自社が「ブラック企業」と評価されてしまう
昨今、世間の目も厳しくなってきており、違法性の高い企業はたちまち「ブラック企業」と評されてしまうリスクがあります。ブラック企業と見なされたからといって直ちに不利益が生じるとは限りませんが、徐々に取引先や顧客から敬遠されるなどの悪影響があるかもしれません。
現在は市場も成熟したせいか、経営者や会社役員にはそれ相応の振る舞いが求められるようになりました。市場がサービスに熱狂している時は多少不義理なことをしても需要がなくなるようなことはありませんでしたが、需要より供給が上回っている社会ではそうはいきません。
消費者も、永続的に社会を良い方向に導こうとしている会社を応援するのではないでしょうか。
サービス残業によるリスクを防ぐには?
では、次にサービス残業によるリスクを防ぐための方法について考えてみたいと思います。サービス残業を防ぐためには、下記のような取り組みが有効です。
適切な残業代を支払う
1つ目は、従業員に適切な残業代を支払うことです。サービス残業は正規の賃金が支払われないから問題になるわけであり、正規の賃金を支払った時点で「サービス残業」ではなく通常の「残業」として扱われます。
賃金を支払ったからといって無限に働かせることはできませんが、金銭で報いることは従業員のモチベーションをダイレクトに上げる方法の一つです。もちろん賃金だけで全てが丸く収まるわけではありませんが、相応のリターンを支払うというのは1つの誠意の表し方になるでしょう。
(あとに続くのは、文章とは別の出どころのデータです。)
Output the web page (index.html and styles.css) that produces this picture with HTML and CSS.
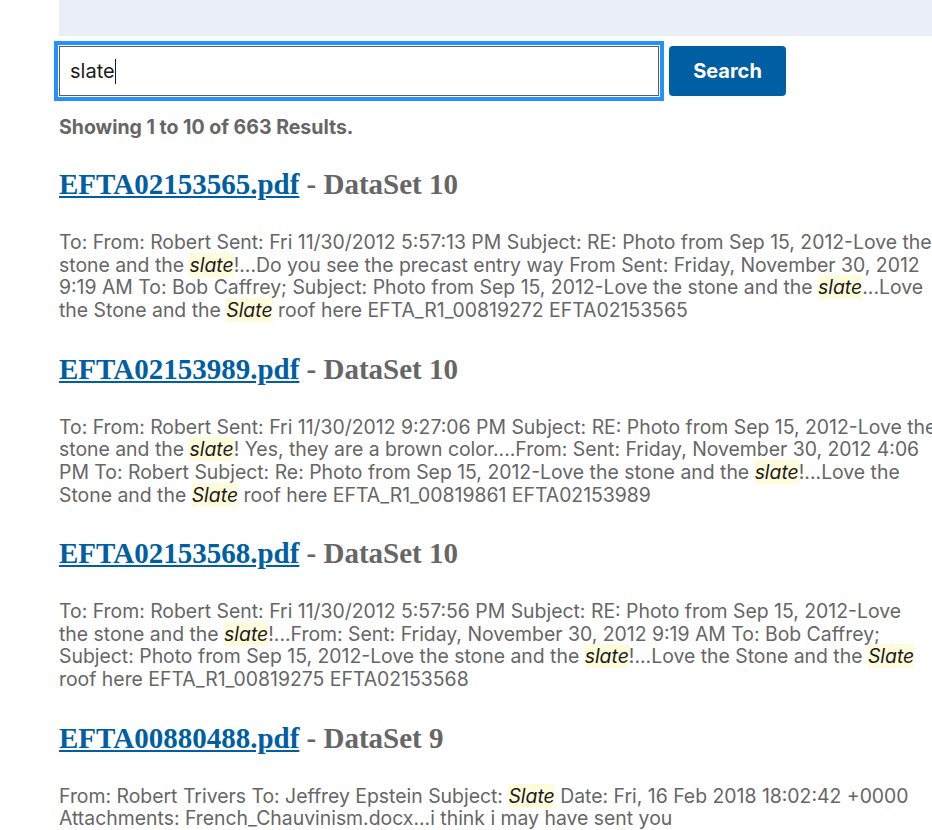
FILE: index.html
```html
<!DOCTYPE html>
<html lang="en">
<head>
  <meta charset="UTF-8" />
  <meta name="viewport" content="width=device-width, initial-scale=1.0" />
  <title>Search</title>
  <link rel="stylesheet" href="styles.css">
</head>
<body>
  <div class="page">
    <div class="banner"></div>

    <form class="search-form" onsubmit="return false">
      <div class="search-box"><span class="query">slate</span><span class="caret"></span></div>
      <button type="submit" class="search-btn">Search</button>
    </form>

    <p class="count">Showing 1 to 10 of 663 Results.</p>

    <div class="result">
      <h2><a href="#">EFTA02153565.pdf</a> - DataSet 10</h2>
      <p>To: From: Robert Sent: Fri 11/30/2012 5:57:13 PM Subject: RE: Photo from Sep 15, 2012-Love the stone and the <mark>slate</mark>!...Do you see the precast entry way From Sent: Friday, November 30, 2012 9:19 AM To: Bob Caffrey; Subject: Photo from Sep 15, 2012-Love the stone and the <mark>slate</mark>...Love the Stone and the <mark>Slate</mark> roof here EFTA_R1_00819272 EFTA02153565</p>
    </div>

    <div class="result">
      <h2><a href="#">EFTA02153989.pdf</a> - DataSet 10</h2>
      <p>To: From: Robert Sent: Fri 11/30/2012 9:27:06 PM Subject: RE: Photo from Sep 15, 2012-Love the stone and the <mark>slate</mark>! Yes, they are a brown color....From: Sent: Friday, November 30, 2012 4:06 PM To: Robert Subject: Re: Photo from Sep 15, 2012-Love the stone and the <mark>slate</mark>!...Love the Stone and the <mark>Slate</mark> roof here EFTA_R1_00819861 EFTA02153989</p>
    </div>

    <div class="result">
      <h2><a href="#">EFTA02153568.pdf</a> - DataSet 10</h2>
      <p>To: From: Robert Sent: Fri 11/30/2012 5:57:56 PM Subject: RE: Photo from Sep 15, 2012-Love <span class="nw">the stone</span> and the <mark>slate</mark>!...From: Sent: Friday, November 30, 2012 9:19 AM To: Bob Caffrey; Subject: Photo from Sep 15, 2012-Love the stone and the <mark>slate</mark>!...Love the Stone and the <mark>Slate</mark> roof here EFTA_R1_00819275 EFTA02153568</p>
    </div>

    <div class="result">
      <h2><a href="#">EFTA00880488.pdf</a> - DataSet 9</h2>
      <p>From: Robert Trivers To: Jeffrey Epstein Subject: <mark>Slate</mark> Date: Fri, 16 Feb 2018 18:02:42 +0000 Attachments: French_Chauvinism.docx...i think i may have sent you</p>
    </div>
  </div>
</body>
</html>
```

FILE: styles.css
```css
html, body {
  margin: 0;
  overflow: hidden;
}
body {
  font-family: Inter, "Liberation Sans", sans-serif;
  color: #666;
}
.page {
  margin-left: 59px;
  width: 878px;
}
.banner {
  height: 36px;
  background-color: #eaeff7;
}
.search-form {
  display: flex;
  gap: 10px;
  margin-top: 10px;
}
.search-box {
  box-sizing: border-box;
  width: 600px;
  height: 50px;
  border: 1px solid #565c65;
  outline: 4px solid #2491ff;
  outline-offset: 1px;
  display: flex;
  align-items: center;
  padding-left: 10px;
  font-size: 20px;
  color: #1b1b1b;
}
.caret {
  width: 1px;
  height: 25px;
  background: #1b1b1b;
}
.search-btn {
  width: 117px;
  height: 50px;
  border: 0;
  border-radius: 4px;
  background-color: #005ea2;
  color: #fff;
  font-family: Inter, "Liberation Sans", sans-serif;
  font-weight: bold;
  font-size: 20px;
}
.count {
  margin: 20px 0 30px;
  font-size: 19.5px;
  font-weight: bold;
  line-height: 22px;
}
.result h2 {
  margin: 0 0 30px;
  font-family: "Liberation Serif", serif;
  font-size: 29px;
  line-height: 33px;
  color: #666;
}
.result h2 a {
  color: #005ea2;
}
.result p {
  margin: 0 0 30.7px;
  font-size: 19.4px;
  line-height: 22.7px;
}
.nw {
  white-space: nowrap;
}
mark {
  background-color: #fffcdc;
  color: #1b1b1b;
  font-style: italic;
}
```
もちろん、それでも上限があることには注意が必要です。
残業そのものを抑制する
残業そのものを抑制することができれば、サービス残業は発生しません。それに加えて従業員に残業代を支払う必要もなくなるため、コストカットにも繋がるでしょう。
そのために大切なのは、業務の無駄を徹底的に省くことです。会社によってワークフローはさまざまに異なりますが、その中に無駄な業務はないか、より効率の高い方法に置き換えられないかなどを随時考えることが大切です。
また、その結果として残業を減らすことができれば、世間から「ホワイト企業」という評価を得られるかもしれません。前述の通り「ブラック企業」として見られることによる悪影響は大きいですが、その分「ホワイト企業」と評価されることによるメリットは無視できないものがあります。
従業員が働きやすい環境を構築する
残業を抑制するためには、従業員が働きやすい環境を構築することが大切です。働きづらい環境が構築されていると一つ一つの業務に時間がかかるだけでなく、従業員のモチベーション低下による効率の悪さも加算されていきます。
たとえば、いつまでも古いパソコンやソフトを使っているなどの例が挙げられるでしょう。テクノロジーは年々進化しており、最新の機器やソフトウェアを使えば業務を簡単に終わらせることができます。
しかし、会社がその予算を組まずにいつまでも従業員に負担を強いていると、業務効率が落ち残業が発生しやすくなります。そればかりでなく、労使間の信頼関係も揺らいでしまうのではないでしょうか。
ITシステムを導入して残業対策を行った事例
では、最後にITシステムを導入して残業対策を行った事例をご紹介します。残業抑制のための業務効率化にITシステムは欠かせない以上、活用方法をしっかりと学んでおきましょう。
チャットツールを活用し、コミュニケーションロスを削減:株式会社第一印刷所
株式会社第一印刷所は、印刷や編集、ホームページ制作といった業務を手がけている老舗企業です。従業員の多さにより社内でコミュニケーションロスが生じており、それを解消するためにビジネスチャットツールを導入しました。
合わせてスマホなどのデバイスを活用することで「伝言ゲーム」を排し、必要に応じて担当者と直接連絡を取れるようになりました。
情報共有ツールを活用し、業務効率化を達成:株式会社アールキューブ
株式会社アールキューブは、会費制の結婚式である「会費婚」を展開している企業です。外部のプランナーと協働して行うビジネススタイルなのですが、業務の継続性の薄さから、同じことを何度も説明しなければならないというロスが発生していました。
そこで情報共有ツールやビジネスチャットツールを導入したところ、確認のための時間を大幅に削減することができました。
まとめ
サービス残業は本来あってはならないことです。従業員を残業させる場合は労働法に規定されている通りに行わねばならず、上限規制や割増賃金の支払いなど、しっかりとルールを守らなければなりません。
それを怠っていると、従業員が疲弊してしまったり、世間から「ブラック企業」と認定されるなど、会社にとって好ましくない影響があるでしょう。合わせて、最悪の場合は被害を被った従業員から訴えられたり、逮捕されてしまう可能性も考えられます。
2019年から施行される働き方改革関連法により、その流れはさらに強化されることになります。業務の無駄をしっかりと見直し、残業の抑制に努めましょう。